Between Dec 15, 2016, and June 14, 2018, the Fed raised its funds rate by a total of 100bps to 1.75%. During this period, the ringgit strengthened 10.5% to 3.995 against the US dollar. The interest rate differential between Bank Negara and the Fed narrowed to 150bps from 225bps.

“Looking at the policy formulation by Bank Negara, we do not expect the FOMC’s decision to hike rates will be a major determinant that will directly influence the Malaysian central bank to raise the OPR. We believe the consideration for monetary policy decisions will take into account a series of indicators to gauge and assess the situation in Malaysia’s economy and overall stability in the domestic financial system,” says Imran.
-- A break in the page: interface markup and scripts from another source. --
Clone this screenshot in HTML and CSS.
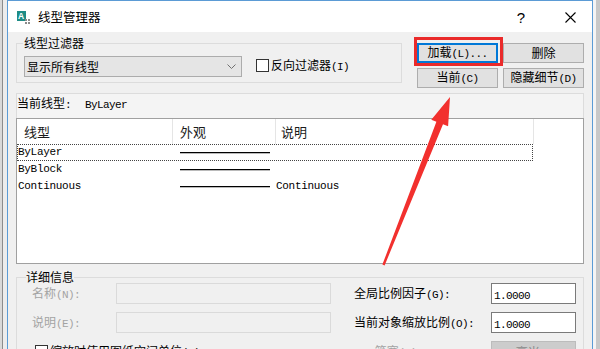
FILE: index.html
```html
<!DOCTYPE html>
<html lang="zh-CN">
<head>
<meta charset="utf-8">
<title>线型管理器</title>
<link rel="stylesheet" href="styles.css">
</head>
<body>
<div class="desk">
  <div class="bg-left"></div>
  <div class="window">
    <div class="titlebar">
      <svg class="app-icon" width="13" height="13" viewBox="0 0 13 13">
        <rect x="0" y="0" width="9" height="10" fill="#1e8c86"/>
        <text x="1" y="8" font-size="8.5" font-family="Liberation Sans" font-weight="bold" fill="#ffffff">A</text>
        <rect x="8" y="8" width="2" height="2" fill="#8a8a8a"/>
        <rect x="11" y="8" width="2" height="2" fill="#8a8a8a"/>
        <rect x="8" y="11" width="2" height="2" fill="#8a8a8a"/>
        <rect x="11" y="11" width="2" height="2" fill="#8a8a8a"/>
      </svg>
      <span class="title">线型管理器</span>
      <span class="help">?</span>
      <svg class="close" width="11" height="11" viewBox="0 0 11 11">
        <path d="M0.5 0.5 L10.5 10.5 M10.5 0.5 L0.5 10.5" stroke="#000" stroke-width="1.1" fill="none"/>
      </svg>
    </div>
    <div class="client">
      <div class="top">
        <fieldset class="group filter">
          <legend>线型过滤器</legend>
          <div class="filter-row">
            <div class="combo">
              <span>显示所有线型</span>
              <svg class="chev" width="9" height="5" viewBox="0 0 9 5"><path d="M0.5 0.5 L4.5 4.5 L8.5 0.5" stroke="#707070" fill="none"/></svg>
            </div>
            <div class="check"><span class="box"></span><span>反向过滤器<span class="a">(I)</span></span></div>
          </div>
        </fieldset>
        <div class="buttons">
          <button class="btn default">加载<span class="a">(L)...</span></button>
          <button class="btn">删除</button>
          <button class="btn">当前<span class="a">(C)</span></button>
          <button class="btn">隐藏细节<span class="a">(D)</span></button>
        </div>
      </div>
      <div class="current">当前线型<span class="a">:</span><span class="a cur-val">ByLayer</span></div>
      <div class="list">
        <div class="list-head">
          <div class="hc c1">线型</div>
          <div class="hc c2">外观</div>
          <div class="hc c3">说明</div>
        </div>
        <div class="row focus"><span>ByLayer</span><span class="look"><i></i></span><span class="desc"></span></div>
        <div class="row"><span>ByBlock</span><span class="look"><i></i></span><span class="desc"></span></div>
        <div class="row"><span>Continuous</span><span class="look"><i></i></span><span class="desc">Continuous</span></div>
      </div>
      <fieldset class="group details">
        <legend>详细信息</legend>
        <div class="detail-grid">
          <div class="lbl dis">名称<span class="a">(N):</span></div>
          <div class="field dis-field"></div>
          <div></div>
          <div class="lbl2">全局比例因子<span class="a">(G):</span></div>
          <div class="field num"><span class="a">1.0000</span></div>

          <div class="lbl dis">说明<span class="a">(E):</span></div>
          <div class="field dis-field"></div>
          <div></div>
          <div class="lbl2">当前对象缩放比例<span class="a">(O):</span></div>
          <div class="field num"><span class="a">1.0000</span></div>

          <div class="check paper"><span class="box"></span><span>缩放时使用图纸空间单位<span class="a">(U)</span></span></div>
          <div></div>
          <div class="lbl2 dis"><span class="a">ISO</span> 笔宽<span class="a">(P):</span></div>
          <div class="field dis-combo"><span class="a">1.0</span> 毫米</div>
        </div>
      </fieldset>
    </div>
  </div>
  <div class="bg-right"></div>
</div>
<div class="highlight"></div>
<svg class="arrow" width="600" height="349" viewBox="0 0 600 349">
  <polygon points="450,97 448.1,126.3 443,124.3 384.6,265.4 382.4,264.6 436.4,121.7 431.3,119.7" fill="#f2302e"/>
</svg>
</body>
</html>
```
FILE: styles.css
```css
* { box-sizing: border-box; }
html, body { margin: 0; padding: 0; }
body {
  width: 600px;
  height: 349px;
  overflow: hidden;
  position: relative;
  background: #dcdcdc;
  font-family: "Noto Sans CJK SC", sans-serif;
  font-size: 12px;
  line-height: 16px;
  color: #000;
}
.a {
  font-family: "Liberation Mono", monospace;
  font-size: 11px;
  letter-spacing: -0.6px;
}
.desk { display: flex; height: 349px; }
.bg-left {
  width: 7px;
  background: linear-gradient(to right, #d9d9d9 0 2px, #8c8c8c 2px 3px, #ececec 3px);
}
.bg-right {
  width: 7px;
  background: linear-gradient(to right, #f4f4f4 0 3px, #c8c8c8 3px);
}
.window {
  width: 586px;
  border: 1px solid #5b9bd5;
  border-bottom: none;
  display: flex;
  flex-direction: column;
  background: #f0f0f0;
}
.titlebar {
  flex: none;
  height: 31px;
  background: #fff;
  display: flex;
  align-items: center;
  padding-left: 9px;
}
.app-icon { margin-right: 8px; margin-top: 1px; }
.title { font-size: 12.5px; color: #000; }
.help {
  margin-left: auto;
  font-family: "Liberation Sans", sans-serif;
  font-size: 15px;
  margin-right: 40px;
  margin-top: 2px;
}
.close { margin-right: 16px; margin-top: 1px; }
.client { flex: 1; min-height: 0; overflow: hidden; padding: 0 8px; }

.top {
  height: 61px;
  display: flex;
  justify-content: space-between;
  align-items: flex-start;
  padding-top: 4px;
}
.group {
  margin: 0;
  border: 1px solid #dcdcdc;
  min-width: 0;
}
.group legend {
  line-height: 14px;
  padding: 0 1px;
  color: #000;
}
.filter {
  width: 386px;
  padding: 0 7px 5px 7px;
}
.filter legend { margin-left: -1px; }
.filter-row {
  display: flex;
  align-items: center;
  margin-top: 6px;
}
.combo {
  width: 218px;
  height: 21px;
  background: #e5e5e5;
  border: 1px solid #acacac;
  display: flex;
  align-items: center;
  padding-left: 2px;
  padding-right: 5px;
}
.combo .chev { margin-left: auto; }
.check { display: flex; align-items: center; }
.filter .check { margin-left: 14px; margin-top: -2px; }
.box {
  width: 13px;
  height: 13px;
  border: 1px solid #333;
  background: #fff;
  margin-right: 2px;
  flex: none;
}
.buttons {
  margin-top: 7px;
  display: grid;
  grid-template-columns: 81px 81px;
  grid-auto-rows: 20px;
  gap: 5px;
}
.btn {
  margin: 0;
  padding: 0;
  background: #e1e1e1;
  border: 1px solid #adadad;
  font-family: "Noto Sans CJK SC", sans-serif;
  font-size: 12px;
  line-height: 16px;
  color: #000;
}
.btn.default {
  border-color: #0078d7;
  box-shadow: inset 0 0 0 1px #0078d7;
}
.current {
  height: 25px;
  border: 1px solid #dcdcdc;
  border-bottom: none;
  padding-left: 0;
  padding-top: 1px;
  background: #f4f4f4;
  line-height: 16px;
}
.cur-val { margin-left: 14px; }

.list {
  height: 146px;
  border: 1px solid #a0a0a0;
  background: #fff;
}
.list-head { display: flex; height: 25px; }
.hc {
  font-size: 13px;
  line-height: 25px;
  border-right: 1px solid #e5e5e5;
  color: #1a1a1a;
}
.c1 { width: 156px; padding-left: 7px; }
.c2 { width: 103px; padding-left: 7px; }
.c3 { width: 258px; padding-left: 5px; }
.row {
  width: 516px;
  height: 17px;
  border: 1px solid transparent;
  display: grid;
  grid-template-columns: 161px 96px 1fr;
  align-items: center;
  font-family: "Liberation Mono", monospace;
  font-size: 11px;
  letter-spacing: -0.3px;
  line-height: 15px;
}
.row.focus { border: 1px dotted #444; }
.look { display: flex; align-items: center; height: 15px; }
.look i { display: block; width: 90px; height: 1px; background: #000; margin-left: 1px; box-shadow: 0 0.5px 0 #777; }
.desc { padding-left: 1px; }

.details {
  margin-top: 6px;
  padding: 0 8px 0 9px;
}
.details legend { padding: 0; }
.detail-grid {
  margin-top: -1px;
  display: grid;
  grid-template-columns: 90px 215px 23px 137px 85px;
  grid-template-rows: 21px 21px 21px;
  row-gap: 8px;
  align-items: center;
}
.lbl { padding-left: 6px; }
.dis { color: #a3a3a3; }
.field { height: 21px; }
.dis-field { border: 1px solid #dadada; background: #f0f0f0; }
.num {
  background: #fff;
  border: 1px solid #7a7a7a;
  padding-left: 2px;
  line-height: 19px;
}
.paper { grid-column: 1 / 3; padding-left: 9px; }
.dis-combo {
  background: #cccccc;
  border: 1px solid #bcbcbc;
  color: #8a8a8a;
  padding-left: 3px;
  line-height: 19px;
}

.highlight {
  position: absolute;
  left: 414px;
  top: 37px;
  width: 89px;
  height: 29px;
  border: 3px solid #ea2a2a;
}
.arrow {
  position: absolute;
  left: 0;
  top: 0;
  pointer-events: none;
}
```
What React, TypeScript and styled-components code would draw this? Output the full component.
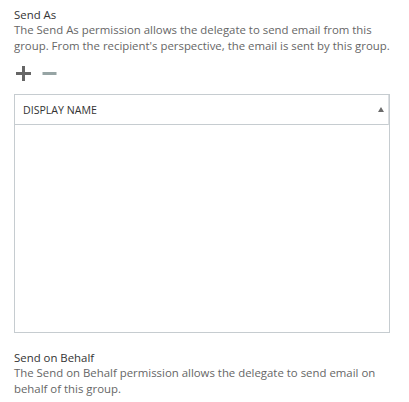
import styled, { createGlobalStyle } from 'styled-components'

const GlobalStyle = createGlobalStyle`
    body {
        margin: 0;
        background: #ffffff;
        font-family: "Open Sans", "Noto Sans", sans-serif;
    }
`

const Page = styled.div`
    padding: 7px 19px 0 14px;
    width: 409px;
    box-sizing: border-box;
`

const Section = styled.div`
    margin-bottom: 17px;
`

const Title = styled.div`
    font-size: 11.4px;
    line-height: 15px;
    color: #333333;
`

const Description = styled.div`
    font-size: 11.4px;
    line-height: 16px;
    color: #666666;
`

const Toolbar = styled.div`
    display: flex;
    align-items: center;
    gap: 11px;
    height: 15px;
    margin: 12px 0 13px 2px;
`

const ToolButton = styled.button<{ $disabled?: boolean }>`
    display: flex;
    align-items: center;
    justify-content: center;
    padding: 0;
    border: none;
    background: none;
    width: 15px;
    height: 15px;
    color: ${p => (p.$disabled ? '#96a4a4' : '#666666')};
    cursor: ${p => (p.$disabled ? 'default' : 'pointer')};
`

const Grid = styled.div`
    border: 1px solid #c6ccd0;
    height: 239px;
    box-sizing: border-box;
`

const HeaderRow = styled.div`
    display: flex;
    align-items: center;
    justify-content: space-between;
    height: 30px;
    box-sizing: border-box;
    padding: 0 4px 0 8px;
    border-bottom: 1px solid #c6ccd0;
    border-right: 1px solid #dcdfe2;
`

const HeaderCell = styled.span`
    font-size: 10.6px;
    color: #333333;
    text-transform: uppercase;
`

const SortArrow = styled.span`
    width: 0;
    height: 0;
    border-left: 3.5px solid transparent;
    border-right: 3.5px solid transparent;
    border-bottom: 5px solid #6b6b6b;
`

const Plus = () => (
    <svg width="15" height="15" viewBox="0 0 15 15">
        <rect x="6" y="0" width="3" height="15" fill="currentColor" />
        <rect x="0" y="6" width="15" height="3" fill="currentColor" />
    </svg>
)

const Minus = () => (
    <svg width="15" height="15" viewBox="0 0 15 15">
        <rect x="0.5" y="6" width="14" height="3" fill="currentColor" />
    </svg>
)

const App = () => {
    return (
        <Page>
            <GlobalStyle />
            <Section>
                <Title>Send As</Title>
                <Description>
                    The Send As permission allows the delegate to send email from this group. From the recipient's perspective, the email is sent by this group.
                </Description>
                <Toolbar>
                    <ToolButton aria-label="Add"><Plus /></ToolButton>
                    <ToolButton $disabled aria-label="Remove"><Minus /></ToolButton>
                </Toolbar>
                <Grid>
                    <HeaderRow>
                        <HeaderCell>Display Name</HeaderCell>
                        <SortArrow />
                    </HeaderRow>
                </Grid>
            </Section>
            <Section>
                <Title>Send on Behalf</Title>
                <Description>
                    The Send on Behalf permission allows the delegate to send email on behalf of this group.
                </Description>
            </Section>
        </Page>
    )
}

export default App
He adds that Bank Negara may act by containing strong underlying price pressures from recovery in demand and cushioning any destabilising effects from changes in the global financial markets such as large fund outflows. These policy interventions, however, will not necessarily require changing the OPR, he points out.

Imran suggests that there is a higher probability that the Malaysian equity market will see a net inflow from foreign funds, premised on an improving economic outlook and strong commodity prices.
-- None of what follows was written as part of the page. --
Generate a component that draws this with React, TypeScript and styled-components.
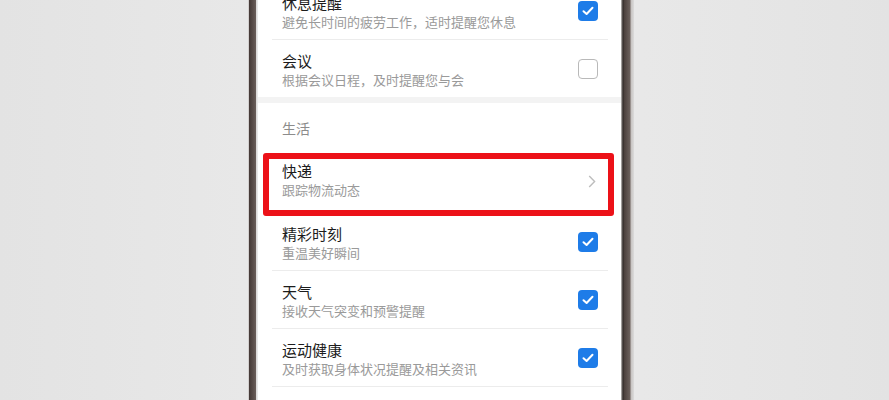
import React from 'react';
import styled, { createGlobalStyle } from 'styled-components';

const GlobalStyle = createGlobalStyle`
  html, body {
    margin: 0;
    padding: 0;
    background: #e6e6e6;
    overflow: hidden;
  }
  body {
    font-family: "Noto Sans CJK SC", "Noto Sans", sans-serif;
  }
`;

const Page = styled.div`
  width: 889px;
  height: 400px;
  display: flex;
  background: linear-gradient(to right, #e3e3e3 0%, #ececec 50%, #e3e3e3 100%);
`;

// phone body; the bezel is painted by the gradient, the screen sits inside
const Phone = styled.div`
  margin-left: 248px;
  width: 386px;
  height: 400px;
  display: flex;
  padding: 0 13px 0 10px;
  box-sizing: border-box;
  background: linear-gradient(
    to right,
    #d2cfce 0px,
    #d2cfce 1px,
    #433835 1px,
    #6a5e5a 8px,
    #d6d4d3 8px,
    #eeeeee 10px,
    #eeeeee 373px,
    #c9c6c5 373px,
    #2e2826 375px,
    #4a3f3c 376px,
    #6b605c 382px,
    #c6c2c0 383px,
    #dcdcdc 386px
  );
`;

const Screen = styled.div`
  flex: 1;
  background: #ffffff;
  height: 400px;
  overflow: hidden;
`;

const List = styled.div`
  margin-top: -18px;
  display: flex;
  flex-direction: column;
`;

const Item = styled.div<{ $last?: boolean; $tall?: number; $lift?: number }>`
  position: relative;
  margin: 0 13px 0 14px;
  padding: ${p => (p.$lift ? `0 10px ${p.$lift}px 10px` : '2px 10px 0 10px')};
  box-sizing: border-box;
  display: flex;
  align-items: center;
  border-bottom: ${p => (p.$last ? 'none' : '1px solid #ececec')};
  height: ${p => (p.$tall ?? 57) + (p.$last ? 0 : 1)}px;
`;

const Texts = styled.div`
  flex: 1;
  display: flex;
  flex-direction: column;
`;

const Title = styled.div`
  font-size: 15px;
  line-height: 20px;
  color: #1c1c1c;
`;

const Sub = styled.div`
  font-size: 13px;
  line-height: 18px;
  color: #9a9a9a;
`;

const Box = styled.div<{ $on?: boolean }>`
  width: 20px;
  height: 20px;
  box-sizing: border-box;
  border-radius: 4px;
  margin-top: -2px;
  display: flex;
  align-items: center;
  justify-content: center;
  background: ${p => (p.$on ? '#1e7ce8' : '#ffffff')};
  border: ${p => (p.$on ? 'none' : '1.5px solid #b9b9b9')};
`;

const Gap = styled.div`
  height: 6px;
  background: #f3f3f3;
`;

const Header = styled.div`
  height: 50px;
  box-sizing: border-box;
  padding: 15px 0 0 24px;
  font-size: 14px;
  line-height: 20px;
  color: #8c8c8c;
`;

const Arrow = styled.svg`
  margin-top: 3px;
  margin-right: 2px;
`;

// red annotation frame drawn over the row
const Highlight = styled.div`
  position: absolute;
  left: -9px;
  right: -6px;
  top: 0px;
  height: 63px;
  box-sizing: border-box;
  border: 6px solid #ec1118;
  border-radius: 3px;
  pointer-events: none;
`;

const Check = () => (
  <svg width="12" height="10" viewBox="0 0 12 10">
    <path d="M1.5 5.2 L4.6 8 L10.5 1.8" fill="none" stroke="#fff" strokeWidth="2" strokeLinecap="round" strokeLinejoin="round" />
  </svg>
);

const Chevron = () => (
  <Arrow width="8" height="13" viewBox="0 0 8 13">
    <path d="M1.2 1 L6.6 6.5 L1.2 12" fill="none" stroke="#bdbdbd" strokeWidth="1.4" />
  </Arrow>
);

type Row = { title: string; sub: string; on?: boolean; last?: boolean };

const top: Row[] = [
  { title: '休息提醒', sub: '避免长时间的疲劳工作，适时提醒您休息', on: true },
  { title: '会议', sub: '根据会议日程，及时提醒您与会', on: false, last: true },
];

const life: Row[] = [
  { title: '精彩时刻', sub: '重温美好瞬间', on: true },
  { title: '天气', sub: '接收天气突变和预警提醒', on: true },
  { title: '运动健康', sub: '及时获取身体状况提醒及相关资讯', on: true },
  { title: '健康使用手机', sub: '合理安排使用时间', on: true },
];

const SwitchRow = ({ row }: { row: Row }) => (
  <Item $last={row.last}>
    <Texts>
      <Title>{row.title}</Title>
      <Sub>{row.sub}</Sub>
    </Texts>
    <Box $on={row.on}>{row.on && <Check />}</Box>
  </Item>
);

export default function App() {
  return (
    <>
      <GlobalStyle />
      <Page>
        <Phone>
          <Screen>
            <List>
              {top.map(r => <SwitchRow key={r.title} row={r} />)}
              <Gap />
              <Header>生活</Header>
              <Item $tall={59} $lift={6}>
                <Texts>
                  <Title>快递</Title>
                  <Sub>跟踪物流动态</Sub>
                </Texts>
                <Chevron />
                <Highlight />
              </Item>
              {life.map(r => <SwitchRow key={r.title} row={r} />)}
            </List>
          </Screen>
        </Phone>
      </Page>
    </>
  );
}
“In fact, we have seen a net inflow of RM265.7 million year to date, as at Jan 17. In addition, out of 11 trading days, only three days registered as net outflow. This was after the Fed announced earlier tapering and rate hikes,” he says.

Apart from the narrowing interest rate differential, economists believe there are other factors at play that would compel Bank Negara to keep its monetary policy accommodative to growth.

OCBC Bank economist Wellian Wiranto tells The Edge that the resurgence of Covid-19 infections last year dented the country’s growth momentum considerably. And although there are now budding signs of recovery, it remains under threat, not least from a potential spike in Covid-19 cases.

“The flood situation at the turn of the year served as a reminder of unexpected challenges that might pop up to threaten the recovery. On top of that, the fact that the structural issue of high household debt has been worsened by the pandemic will be a consideration too,” says Wellian in an email.

In the Ministry of Finance’s Economic Outlook 2022 report released in late October last year, the household debt-to-GDP ratio had increased to 89.6% at end-June 2021 from 87.5% as at end-June 2020.

Recall that due to the pandemic, RM101 billion worth of retirement funds have been withdrawn by Malaysians to support their livelihoods, as a result of the economy shutting down several times. The quantum of withdrawals shows that many Malaysians have been in a dire situation economically over the past two years.

Now that the economy is recovering, while there are pressures in terms of prices and the possibility of a weaker ringgit, Bank Negara and other policymakers will have to take into account every aspect before deciding on the monetary and fiscal policy.